Brief: Copy out the material below in full, but not its images.

_ _ _ _ _ _ _

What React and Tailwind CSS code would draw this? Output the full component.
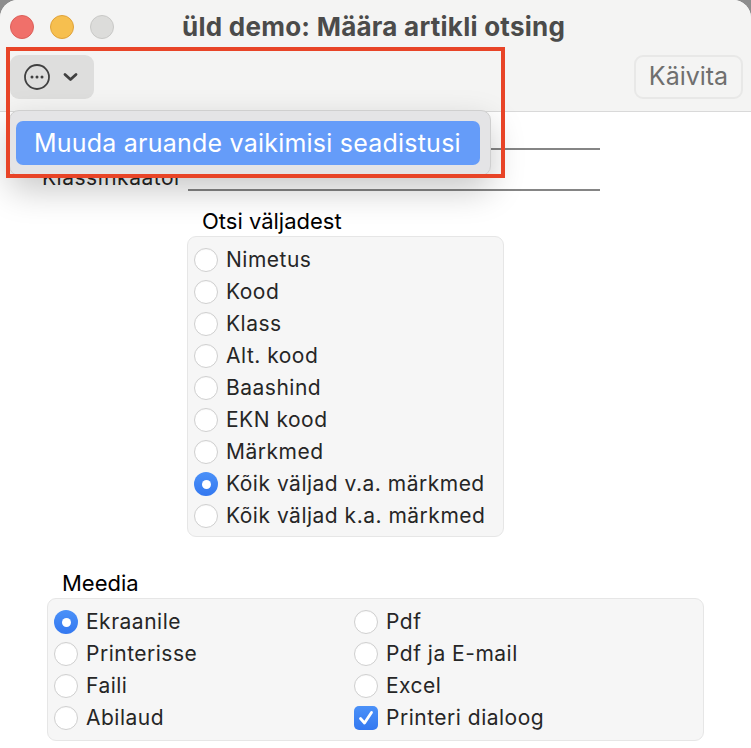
import { useState } from 'react';

const FONT = "font-['Inter','Liberation_Sans',sans-serif]";

const searchFields = [
  'Nimetus',
  'Kood',
  'Klass',
  'Alt. kood',
  'Baashind',
  'EKN kood',
  'Märkmed',
  'Kõik väljad v.a. märkmed',
  'Kõik väljad k.a. märkmed',
];

const mediaLeft = ['Ekraanile', 'Printerisse', 'Faili', 'Abilaud'];
const mediaRight = ['Pdf', 'Pdf ja E-mail', 'Excel'];

function Radio({ label, checked, onSelect }) {
  return (
    <button type="button" onClick={onSelect} className="flex h-8 items-center gap-[8px] text-left">
      {checked ? (
        <span className="flex h-6 w-6 items-center justify-center rounded-full bg-gradient-to-b from-[#4b91f8] to-[#3478f0]">
          <span className="h-[9px] w-[9px] rounded-full bg-white" />
        </span>
      ) : (
        <span className="h-6 w-6 rounded-full border border-[#cfcfcf] bg-white shadow-[inset_0_1px_1px_rgba(0,0,0,0.03)]" />
      )}
      <span className="text-[21px] leading-8 tracking-[0.5px] text-[#262626]">{label}</span>
    </button>
  );
}

function Checkbox({ label, checked, onToggle }) {
  return (
    <button type="button" onClick={onToggle} className="flex h-8 items-center gap-[8px] text-left">
      <span className="flex h-6 w-6 items-center justify-center rounded-[5px] bg-gradient-to-b from-[#4b91f8] to-[#3478f0]">
        {checked && (
          <svg width="18" height="18" viewBox="0 0 18 18" fill="none">
            <path d="M3.5 9.5 L7.5 14 L14.5 3.5" stroke="#fff" strokeWidth="2.8" strokeLinecap="round" strokeLinejoin="round" />
          </svg>
        )}
      </span>
      <span className="text-[21px] leading-8 tracking-[0.5px] text-[#262626]">{label}</span>
    </button>
  );
}

export default function App() {
  const [field, setField] = useState('Kõik väljad v.a. märkmed');
  const [media, setMedia] = useState('Ekraanile');
  const [printDialog, setPrintDialog] = useState(true);

  return (
    <div className={`${FONT} relative h-[748px] w-[751px] overflow-hidden bg-[#8d8d8d]`}>
      <div className="flex h-full flex-col overflow-hidden rounded-t-[18px] bg-white">
        {/* title + toolbar */}
        <header className="h-[112px] shrink-0 border-b border-[#d9d9d9] bg-[#f4f4f3]">
          <div className="relative flex h-[52px] items-center pl-[10px] pt-[2px]">
            <div className="flex gap-4">
              <span className="h-6 w-6 rounded-full border border-[#db5f59] bg-[#f0706a]" />
              <span className="h-6 w-6 rounded-full border border-[#dfa23a] bg-[#f6bf4f]" />
              <span className="h-6 w-6 rounded-full border border-[#c8c8c6] bg-[#dcdcda]" />
            </div>
            <h1 className="-mt-[2px] ml-[68px] text-[26px] font-bold tracking-[0.25px] text-[#4b4b4a]">üld demo: Määra artikli otsing</h1>
          </div>
          <div className="flex items-center justify-between pl-[10px] pr-[8px] pt-[3px]">
            <div className="flex h-[44px] w-[84px] items-center gap-[13px] rounded-[9px] bg-[#dededd] pl-[14px]">
              <svg width="26" height="26" viewBox="0 0 26 26" fill="none">
                <circle cx="13" cy="13" r="12" stroke="#404040" strokeWidth="1.8" />
                <circle cx="8" cy="13" r="1.5" fill="#404040" />
                <circle cx="13" cy="13" r="1.5" fill="#404040" />
                <circle cx="18" cy="13" r="1.5" fill="#404040" />
              </svg>
              <svg width="15" height="10" viewBox="0 0 15 10" fill="none">
                <path d="M2 2.5 L7.5 7.5 L13 2.5" stroke="#404040" strokeWidth="2.8" strokeLinecap="round" strokeLinejoin="round" />
              </svg>
            </div>
            <button type="button" className="flex h-[44px] w-[109px] items-center justify-center rounded-[9px] border-2 border-[#e8e8e7] text-[25px] text-[#6f6f6e]">
              Käivita
            </button>
          </div>
        </header>

        {/* form */}
        <main className="flex flex-col">
          <div className="ml-[188px] mt-[36px] h-[2px] w-[412px] bg-[#858585]" />
          <div className="mt-[15px] flex h-[26px] items-end">
            <span className="ml-[42px] w-[146px] text-[21px] leading-[26px] tracking-[0.5px] text-[#262626]">Klassifikaator</span>
            <div className="h-[2px] w-[412px] bg-[#858585]" />
          </div>

          <div className="ml-[187px] mt-[15px] w-[317px]">
            <div className="pl-[15px] text-[22px] leading-[30px] text-black">Otsi väljadest</div>
            <div className="flex flex-col rounded-[9px] border border-[#e6e6e6] bg-[#f6f6f6] px-[6px] pt-[7px] pb-[4px]">
              {searchFields.map((name) => (
                <Radio key={name} label={name} checked={field === name} onSelect={() => setField(name)} />
              ))}
            </div>
          </div>

          <div className="ml-[47px] mt-[31px] w-[657px]">
            <div className="pl-[15px] text-[22px] leading-[30px] text-black">Meedia</div>
            <div className="grid grid-cols-[300px_1fr] rounded-[9px] border border-[#e6e6e6] bg-[#f6f6f6] px-[6px] pt-[7px] pb-[6px]">
              <div className="flex flex-col">
                {mediaLeft.map((name) => (
                  <Radio key={name} label={name} checked={media === name} onSelect={() => setMedia(name)} />
                ))}
              </div>
              <div className="flex flex-col">
                {mediaRight.map((name) => (
                  <Radio key={name} label={name} checked={media === name} onSelect={() => setMedia(name)} />
                ))}
                <Checkbox label="Printeri dialoog" checked={printDialog} onToggle={() => setPrintDialog(!printDialog)} />
              </div>
            </div>
          </div>
        </main>
      </div>

      {/* open dropdown menu */}
      <div className="absolute left-[9px] top-[110px] flex h-[66px] w-[482px] items-center rounded-[10px] border border-[#cfcfcf] bg-[#e4e4e6] pl-[6px] pr-[10px] shadow-[0_14px_34px_rgba(0,0,0,0.22)]">
        <div className="flex h-[44px] w-full items-center rounded-[7px] bg-[#659cf9] pl-[18px] pt-[2px] text-[25px] tracking-[0.22px] text-white">
          Muuda aruande vaikimisi seadistusi
        </div>
      </div>

      {/* red annotation frame */}
      <div className="pointer-events-none absolute left-[6px] top-[47px] h-[131px] w-[499px] border-[4px] border-[#e84427]" />
    </div>
  );
}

_ _ _ _ _ _ _

Output of the task:
What React and Tailwind CSS code would draw this? Output the full component.
import { useState } from 'react';

const FONT = "font-['Inter','Liberation_Sans',sans-serif]";

const searchFields = [
  'Nimetus',
  'Kood',
  'Klass',
  'Alt. kood',
  'Baashind',
  'EKN kood',
  'Märkmed',
  'Kõik väljad v.a. märkmed',
  'Kõik väljad k.a. märkmed',
];

const mediaLeft = ['Ekraanile', 'Printerisse', 'Faili', 'Abilaud'];
const mediaRight = ['Pdf', 'Pdf ja E-mail', 'Excel'];

function Radio({ label, checked, onSelect }) {
  return (
    <button type="button" onClick={onSelect} className="flex h-8 items-center gap-[8px] text-left">
      {checked ? (
        <span className="flex h-6 w-6 items-center justify-center rounded-full bg-gradient-to-b from-[#4b91f8] to-[#3478f0]">
          <span className="h-[9px] w-[9px] rounded-full bg-white" />
        </span>
      ) : (
        <span className="h-6 w-6 rounded-full border border-[#cfcfcf] bg-white shadow-[inset_0_1px_1px_rgba(0,0,0,0.03)]" />
      )}
      <span className="text-[21px] leading-8 tracking-[0.5px] text-[#262626]">{label}</span>
    </button>
  );
}

function Checkbox({ label, checked, onToggle }) {
  return (
    <button type="button" onClick={onToggle} className="flex h-8 items-center gap-[8px] text-left">
      <span className="flex h-6 w-6 items-center justify-center rounded-[5px] bg-gradient-to-b from-[#4b91f8] to-[#3478f0]">
        {checked && (
          <svg width="18" height="18" viewBox="0 0 18 18" fill="none">
            <path d="M3.5 9.5 L7.5 14 L14.5 3.5" stroke="#fff" strokeWidth="2.8" strokeLinecap="round" strokeLinejoin="round" />
          </svg>
        )}
      </span>
      <span className="text-[21px] leading-8 tracking-[0.5px] text-[#262626]">{label}</span>
    </button>
  );
}

export default function App() {
  const [field, setField] = useState('Kõik väljad v.a. märkmed');
  const [media, setMedia] = useState('Ekraanile');
  const [printDialog, setPrintDialog] = useState(true);

  return (
    <div className={`${FONT} relative h-[748px] w-[751px] overflow-hidden bg-[#8d8d8d]`}>
      <div className="flex h-full flex-col overflow-hidden rounded-t-[18px] bg-white">
        {/* title + toolbar */}
        <header className="h-[112px] shrink-0 border-b border-[#d9d9d9] bg-[#f4f4f3]">
          <div className="relative flex h-[52px] items-center pl-[10px] pt-[2px]">
            <div className="flex gap-4">
              <span className="h-6 w-6 rounded-full border border-[#db5f59] bg-[#f0706a]" />
              <span className="h-6 w-6 rounded-full border border-[#dfa23a] bg-[#f6bf4f]" />
              <span className="h-6 w-6 rounded-full border border-[#c8c8c6] bg-[#dcdcda]" />
            </div>
            <h1 className="-mt-[2px] ml-[68px] text-[26px] font-bold tracking-[0.25px] text-[#4b4b4a]">üld demo: Määra artikli otsing</h1>
          </div>
          <div className="flex items-center justify-between pl-[10px] pr-[8px] pt-[3px]">
            <div className="flex h-[44px] w-[84px] items-center gap-[13px] rounded-[9px] bg-[#dededd] pl-[14px]">
              <svg width="26" height="26" viewBox="0 0 26 26" fill="none">
                <circle cx="13" cy="13" r="12" stroke="#404040" strokeWidth="1.8" />
                <circle cx="8" cy="13" r="1.5" fill="#404040" />
                <circle cx="13" cy="13" r="1.5" fill="#404040" />
                <circle cx="18" cy="13" r="1.5" fill="#404040" />
              </svg>
              <svg width="15" height="10" viewBox="0 0 15 10" fill="none">
                <path d="M2 2.5 L7.5 7.5 L13 2.5" stroke="#404040" strokeWidth="2.8" strokeLinecap="round" strokeLinejoin="round" />
              </svg>
            </div>
            <button type="button" className="flex h-[44px] w-[109px] items-center justify-center rounded-[9px] border-2 border-[#e8e8e7] text-[25px] text-[#6f6f6e]">
              Käivita
            </button>
          </div>
        </header>

        {/* form */}
        <main className="flex flex-col">
          <div className="ml-[188px] mt-[36px] h-[2px] w-[412px] bg-[#858585]" />
          <div className="mt-[15px] flex h-[26px] items-end">
            <span className="ml-[42px] w-[146px] text-[21px] leading-[26px] tracking-[0.5px] text-[#262626]">Klassifikaator</span>
            <div className="h-[2px] w-[412px] bg-[#858585]" />
          </div>

          <div className="ml-[187px] mt-[15px] w-[317px]">
            <div className="pl-[15px] text-[22px] leading-[30px] text-black">Otsi väljadest</div>
            <div className="flex flex-col rounded-[9px] border border-[#e6e6e6] bg-[#f6f6f6] px-[6px] pt-[7px] pb-[4px]">
              {searchFields.map((name) => (
                <Radio key={name} label={name} checked={field === name} onSelect={() => setField(name)} />
              ))}
            </div>
          </div>

          <div className="ml-[47px] mt-[31px] w-[657px]">
            <div className="pl-[15px] text-[22px] leading-[30px] text-black">Meedia</div>
            <div className="grid grid-cols-[300px_1fr] rounded-[9px] border border-[#e6e6e6] bg-[#f6f6f6] px-[6px] pt-[7px] pb-[6px]">
              <div className="flex flex-col">
                {mediaLeft.map((name) => (
                  <Radio key={name} label={name} checked={media === name} onSelect={() => setMedia(name)} />
                ))}
              </div>
              <div className="flex flex-col">
                {mediaRight.map((name) => (
                  <Radio key={name} label={name} checked={media === name} onSelect={() => setMedia(name)} />
                ))}
                <Checkbox label="Printeri dialoog" checked={printDialog} onToggle={() => setPrintDialog(!printDialog)} />
              </div>
            </div>
          </div>
        </main>
      </div>

      {/* open dropdown menu */}
      <div className="absolute left-[9px] top-[110px] flex h-[66px] w-[482px] items-center rounded-[10px] border border-[#cfcfcf] bg-[#e4e4e6] pl-[6px] pr-[10px] shadow-[0_14px_34px_rgba(0,0,0,0.22)]">
        <div className="flex h-[44px] w-full items-center rounded-[7px] bg-[#659cf9] pl-[18px] pt-[2px] text-[25px] tracking-[0.22px] text-white">
          Muuda aruande vaikimisi seadistusi
        </div>
      </div>

      {/* red annotation frame */}
      <div className="pointer-events-none absolute left-[6px] top-[47px] h-[131px] w-[499px] border-[4px] border-[#e84427]" />
    </div>
  );
}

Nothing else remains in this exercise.